**Exercise**
Retype all material exactly. Pictures stay out of the copy.

**Recorded information**
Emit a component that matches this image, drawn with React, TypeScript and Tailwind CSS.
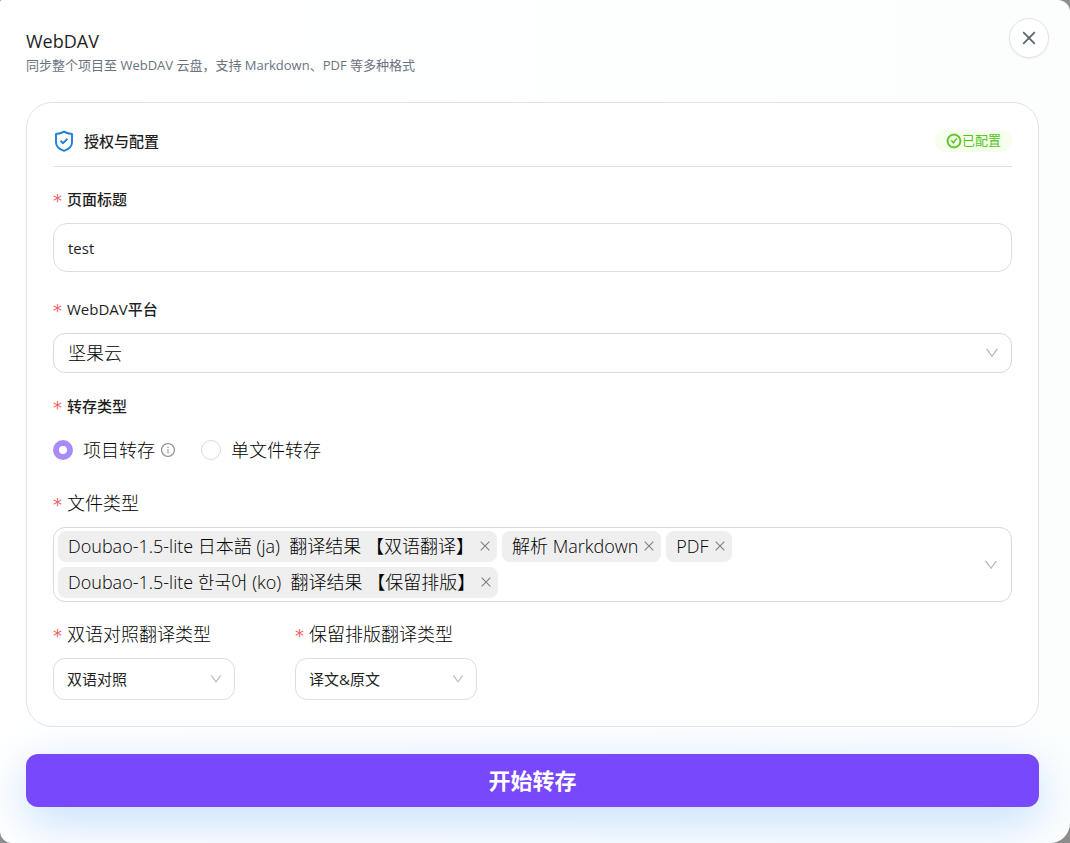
import { useState } from 'react'
import type { ReactNode } from 'react'
import { AiOutlineCheckCircle, AiOutlineClose, AiOutlineDown, AiOutlineInfoCircle } from 'react-icons/ai'

const initialTags = [
    'Doubao-1.5-lite 日本語 (ja)  翻译结果 【双语翻译】',
    '解析 Markdown',
    'PDF',
    'Doubao-1.5-lite 한국어 (ko)  翻译结果 【保留排版】',
]

function Required() {
    return <span aria-hidden="true" className="mr-1 w-[10px] pt-1 font-['DejaVu_Sans'] text-lg font-normal leading-6 text-[#f26366]">*</span>
}

function FieldLabel({ htmlFor, strong, children }: { htmlFor: string; strong?: boolean; children: ReactNode }) {
    return (
        <label htmlFor={htmlFor} className={`flex h-6 items-center ${strong ? 'text-[15px] font-medium' : 'text-lg font-light text-black'}`}>
            <Required />
            {children}
        </label>
    )
}

function SelectBox({ id, options, className, chevron }: { id: string; options: string[]; className: string; chevron: string }) {
    return (
        <div className="relative mt-3">
            <select id={id} className={`w-full appearance-none rounded-xl border bg-white outline-none ${className}`}>
                {options.map((option) => (
                    <option key={option}>{option}</option>
                ))}
            </select>
            <AiOutlineDown className={`pointer-events-none absolute inset-y-0 right-3 my-auto text-[#b8b8b8] ${chevron}`} />
        </div>
    )
}

export default function App() {
    const [title, setTitle] = useState('test')
    const [mode, setMode] = useState('project')
    const [tags, setTags] = useState(initialTags)

    const radioClass = 'size-5 appearance-none rounded-full border border-[#d9d9d9] bg-white checked:border-[6px] checked:border-[#a78bfa]'

    return (
        <div className="min-h-screen bg-[#8c8c8c] font-['Open_Sans','Noto_Sans_CJK_SC',sans-serif] text-[#1f1f1f]">
            <main className="relative min-h-screen overflow-hidden rounded-tl-xs rounded-tr-[12px] rounded-br-[20px] rounded-bl-[12px] bg-linear-to-r from-white to-[#fcfefe] pt-[29px] pr-[31px] pb-9 pl-[26px]">
                <button
                    type="button"
                    aria-label="关闭"
                    className="absolute top-[18px] right-[21px] flex size-10 items-center justify-center rounded-full border border-[#dfe3ec] bg-white text-[#5b616b] shadow-xs"
                >
                    <svg viewBox="0 0 14 14" className="size-[14px]" fill="none" stroke="currentColor" strokeWidth="1.7">
                        <path d="M1.2 1.2l11.6 11.6M12.8 1.2l-11.6 11.6" />
                    </svg>
                </button>

                <header>
                    <h1 className="text-lg leading-6">WebDAV</h1>
                    <p className="text-[13px] leading-6 text-[#6b7280]">同步整个项目至 WebDAV 云盘，支持 Markdown、PDF 等多种格式</p>
                </header>

                <section className="mt-[25px] rounded-[26px] border border-[#dfe3e8] bg-white p-[26px]">
                    <div className="flex items-center justify-between border-b border-[#dfe3e6] pb-[13px]">
                        <h2 className="flex h-6 items-center gap-[9px] text-[15px] font-medium">
                            <svg viewBox="0 0 22 22" className="size-[22px]" fill="none" stroke="#1a7fe0" strokeWidth="1.9" strokeLinejoin="round">
                                <path d="M11 1.6Q14.500 3.8 19 4v8.500c0 4-4 7-8 8.400-4-1.400-8-4.400-8-8.400V4Q7.500 3.800 11 1.600z" />
                                <path d="M7.600 10.800l2.500 2.400 4.300-4.400" />
                            </svg>
                            授权与配置
                        </h2>
                        <span className="flex h-[22px] items-center rounded-full bg-[#f6ffed] px-[11px] text-[13px] text-[#52c41a]">
                            <AiOutlineCheckCircle className="size-4" strokeWidth={40} />
                            已配置
                        </span>
                    </div>

                    <div className="mt-5">
                        <FieldLabel htmlFor="page-title" strong>页面标题</FieldLabel>
                        <input
                            id="page-title"
                            value={title}
                            onChange={(e) => setTitle(e.target.value)}
                            className="mt-3 block h-[49px] w-full rounded-[14px] border border-[#dedede] bg-white px-[14px] text-[15px] outline-none"
                        />
                    </div>

                    <div className="mt-[25px]">
                        <FieldLabel htmlFor="platform" strong>WebDAV平台</FieldLabel>
                        <SelectBox id="platform" options={['坚果云']} className="h-10 border-[#d9d9d9] px-[14px] text-lg font-light text-black" chevron="size-4" />
                    </div>

                    <div className="mt-[21px]">
                        <FieldLabel htmlFor="mode-project" strong>转存类型</FieldLabel>
                        <div className="mt-4 flex h-8 items-center text-lg font-light text-black">
                            <input id="mode-project" type="radio" name="mode" checked={mode === 'project'} onChange={() => setMode('project')} className={radioClass} />
                            <label htmlFor="mode-project" className="ml-[10px]">项目转存</label>
                            <AiOutlineInfoCircle className="ml-[5px] size-4 text-[#8a8f96]" />
                            <input id="mode-file" type="radio" name="mode" checked={mode === 'file'} onChange={() => setMode('file')} className={`ml-[25px] ${radioClass}`} />
                            <label htmlFor="mode-file" className="ml-[10px]">单文件转存</label>
                        </div>
                    </div>

                    <div className="mt-[25px]">
                        <FieldLabel htmlFor="file-types">文件类型</FieldLabel>
                        <div className="mt-3 flex items-center rounded-xl border border-[#d9d9d9] bg-white py-[3px] pr-3 pl-1">
                            <ul className="flex flex-1 flex-wrap gap-[5px]">
                                {tags.map((tag) => (
                                    <li key={tag} className="flex h-[31px] items-center gap-1 rounded-lg bg-[#efefef] pr-[5px] pb-0.5 pl-[10px] text-lg font-light text-black">
                                        <span className="whitespace-pre">{tag}</span>
                                        <button type="button" aria-label={`移除 ${tag}`} onClick={() => setTags(tags.filter((t) => t !== tag))}>
                                            <AiOutlineClose className="size-[14px] text-[#808080]" />
                                        </button>
                                    </li>
                                ))}
                            </ul>
                            <button id="file-types" type="button" aria-label="展开文件类型">
                                <AiOutlineDown className="size-4 text-[#b8b8b8]" />
                            </button>
                        </div>
                    </div>

                    <div className="mt-5 flex gap-[60px]">
                        <div className="w-[182px]">
                            <FieldLabel htmlFor="bilingual">双语对照翻译类型</FieldLabel>
                            <SelectBox id="bilingual" options={['双语对照']} className="h-[42px] border-[#dedede] px-[13px] text-[15px]" chevron="size-[14px]" />
                        </div>
                        <div className="w-[182px]">
                            <FieldLabel htmlFor="layout">保留排版翻译类型</FieldLabel>
                            <SelectBox id="layout" options={['译文&原文']} className="h-[42px] border-[#dedede] px-[13px] text-[15px]" chevron="size-[14px]" />
                        </div>
                    </div>
                </section>

                <button type="button" className="mt-[27px] h-[53px] w-full rounded-xl bg-[#7849fc] text-[22px] font-bold text-white shadow-[0_14px_50px_#c0dcfc]">
                    开始转存
                </button>
            </main>
        </div>
    )
}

**Task answer**
Emit a component that matches this image, drawn with React, TypeScript and Tailwind CSS.
import { useState } from 'react'
import type { ReactNode } from 'react'
import { AiOutlineCheckCircle, AiOutlineClose, AiOutlineDown, AiOutlineInfoCircle } from 'react-icons/ai'

const initialTags = [
    'Doubao-1.5-lite 日本語 (ja)  翻译结果 【双语翻译】',
    '解析 Markdown',
    'PDF',
    'Doubao-1.5-lite 한국어 (ko)  翻译结果 【保留排版】',
]

function Required() {
    return <span aria-hidden="true" className="mr-1 w-[10px] pt-1 font-['DejaVu_Sans'] text-lg font-normal leading-6 text-[#f26366]">*</span>
}

function FieldLabel({ htmlFor, strong, children }: { htmlFor: string; strong?: boolean; children: ReactNode }) {
    return (
        <label htmlFor={htmlFor} className={`flex h-6 items-center ${strong ? 'text-[15px] font-medium' : 'text-lg font-light text-black'}`}>
            <Required />
            {children}
        </label>
    )
}

function SelectBox({ id, options, className, chevron }: { id: string; options: string[]; className: string; chevron: string }) {
    return (
        <div className="relative mt-3">
            <select id={id} className={`w-full appearance-none rounded-xl border bg-white outline-none ${className}`}>
                {options.map((option) => (
                    <option key={option}>{option}</option>
                ))}
            </select>
            <AiOutlineDown className={`pointer-events-none absolute inset-y-0 right-3 my-auto text-[#b8b8b8] ${chevron}`} />
        </div>
    )
}

export default function App() {
    const [title, setTitle] = useState('test')
    const [mode, setMode] = useState('project')
    const [tags, setTags] = useState(initialTags)

    const radioClass = 'size-5 appearance-none rounded-full border border-[#d9d9d9] bg-white checked:border-[6px] checked:border-[#a78bfa]'

    return (
        <div className="min-h-screen bg-[#8c8c8c] font-['Open_Sans','Noto_Sans_CJK_SC',sans-serif] text-[#1f1f1f]">
            <main className="relative min-h-screen overflow-hidden rounded-tl-xs rounded-tr-[12px] rounded-br-[20px] rounded-bl-[12px] bg-linear-to-r from-white to-[#fcfefe] pt-[29px] pr-[31px] pb-9 pl-[26px]">
                <button
                    type="button"
                    aria-label="关闭"
                    className="absolute top-[18px] right-[21px] flex size-10 items-center justify-center rounded-full border border-[#dfe3ec] bg-white text-[#5b616b] shadow-xs"
                >
                    <svg viewBox="0 0 14 14" className="size-[14px]" fill="none" stroke="currentColor" strokeWidth="1.7">
                        <path d="M1.2 1.2l11.6 11.6M12.8 1.2l-11.6 11.6" />
                    </svg>
                </button>

                <header>
                    <h1 className="text-lg leading-6">WebDAV</h1>
                    <p className="text-[13px] leading-6 text-[#6b7280]">同步整个项目至 WebDAV 云盘，支持 Markdown、PDF 等多种格式</p>
                </header>

                <section className="mt-[25px] rounded-[26px] border border-[#dfe3e8] bg-white p-[26px]">
                    <div className="flex items-center justify-between border-b border-[#dfe3e6] pb-[13px]">
                        <h2 className="flex h-6 items-center gap-[9px] text-[15px] font-medium">
                            <svg viewBox="0 0 22 22" className="size-[22px]" fill="none" stroke="#1a7fe0" strokeWidth="1.9" strokeLinejoin="round">
                                <path d="M11 1.6Q14.500 3.8 19 4v8.500c0 4-4 7-8 8.400-4-1.400-8-4.400-8-8.400V4Q7.500 3.800 11 1.600z" />
                                <path d="M7.600 10.800l2.500 2.400 4.300-4.400" />
                            </svg>
                            授权与配置
                        </h2>
                        <span className="flex h-[22px] items-center rounded-full bg-[#f6ffed] px-[11px] text-[13px] text-[#52c41a]">
                            <AiOutlineCheckCircle className="size-4" strokeWidth={40} />
                            已配置
                        </span>
                    </div>

                    <div className="mt-5">
                        <FieldLabel htmlFor="page-title" strong>页面标题</FieldLabel>
                        <input
                            id="page-title"
                            value={title}
                            onChange={(e) => setTitle(e.target.value)}
                            className="mt-3 block h-[49px] w-full rounded-[14px] border border-[#dedede] bg-white px-[14px] text-[15px] outline-none"
                        />
                    </div>

                    <div className="mt-[25px]">
                        <FieldLabel htmlFor="platform" strong>WebDAV平台</FieldLabel>
                        <SelectBox id="platform" options={['坚果云']} className="h-10 border-[#d9d9d9] px-[14px] text-lg font-light text-black" chevron="size-4" />
                    </div>

                    <div className="mt-[21px]">
                        <FieldLabel htmlFor="mode-project" strong>转存类型</FieldLabel>
                        <div className="mt-4 flex h-8 items-center text-lg font-light text-black">
                            <input id="mode-project" type="radio" name="mode" checked={mode === 'project'} onChange={() => setMode('project')} className={radioClass} />
                            <label htmlFor="mode-project" className="ml-[10px]">项目转存</label>
                            <AiOutlineInfoCircle className="ml-[5px] size-4 text-[#8a8f96]" />
                            <input id="mode-file" type="radio" name="mode" checked={mode === 'file'} onChange={() => setMode('file')} className={`ml-[25px] ${radioClass}`} />
                            <label htmlFor="mode-file" className="ml-[10px]">单文件转存</label>
                        </div>
                    </div>

                    <div className="mt-[25px]">
                        <FieldLabel htmlFor="file-types">文件类型</FieldLabel>
                        <div className="mt-3 flex items-center rounded-xl border border-[#d9d9d9] bg-white py-[3px] pr-3 pl-1">
                            <ul className="flex flex-1 flex-wrap gap-[5px]">
                                {tags.map((tag) => (
                                    <li key={tag} className="flex h-[31px] items-center gap-1 rounded-lg bg-[#efefef] pr-[5px] pb-0.5 pl-[10px] text-lg font-light text-black">
                                        <span className="whitespace-pre">{tag}</span>
                                        <button type="button" aria-label={`移除 ${tag}`} onClick={() => setTags(tags.filter((t) => t !== tag))}>
                                            <AiOutlineClose className="size-[14px] text-[#808080]" />
                                        </button>
                                    </li>
                                ))}
                            </ul>
                            <button id="file-types" type="button" aria-label="展开文件类型">
                                <AiOutlineDown className="size-4 text-[#b8b8b8]" />
                            </button>
                        </div>
                    </div>

                    <div className="mt-5 flex gap-[60px]">
                        <div className="w-[182px]">
                            <FieldLabel htmlFor="bilingual">双语对照翻译类型</FieldLabel>
                            <SelectBox id="bilingual" options={['双语对照']} className="h-[42px] border-[#dedede] px-[13px] text-[15px]" chevron="size-[14px]" />
                        </div>
                        <div className="w-[182px]">
                            <FieldLabel htmlFor="layout">保留排版翻译类型</FieldLabel>
                            <SelectBox id="layout" options={['译文&原文']} className="h-[42px] border-[#dedede] px-[13px] text-[15px]" chevron="size-[14px]" />
                        </div>
                    </div>
                </section>

                <button type="button" className="mt-[27px] h-[53px] w-full rounded-xl bg-[#7849fc] text-[22px] font-bold text-white shadow-[0_14px_50px_#c0dcfc]">
                    开始转存
                </button>
            </main>
        </div>
    )
}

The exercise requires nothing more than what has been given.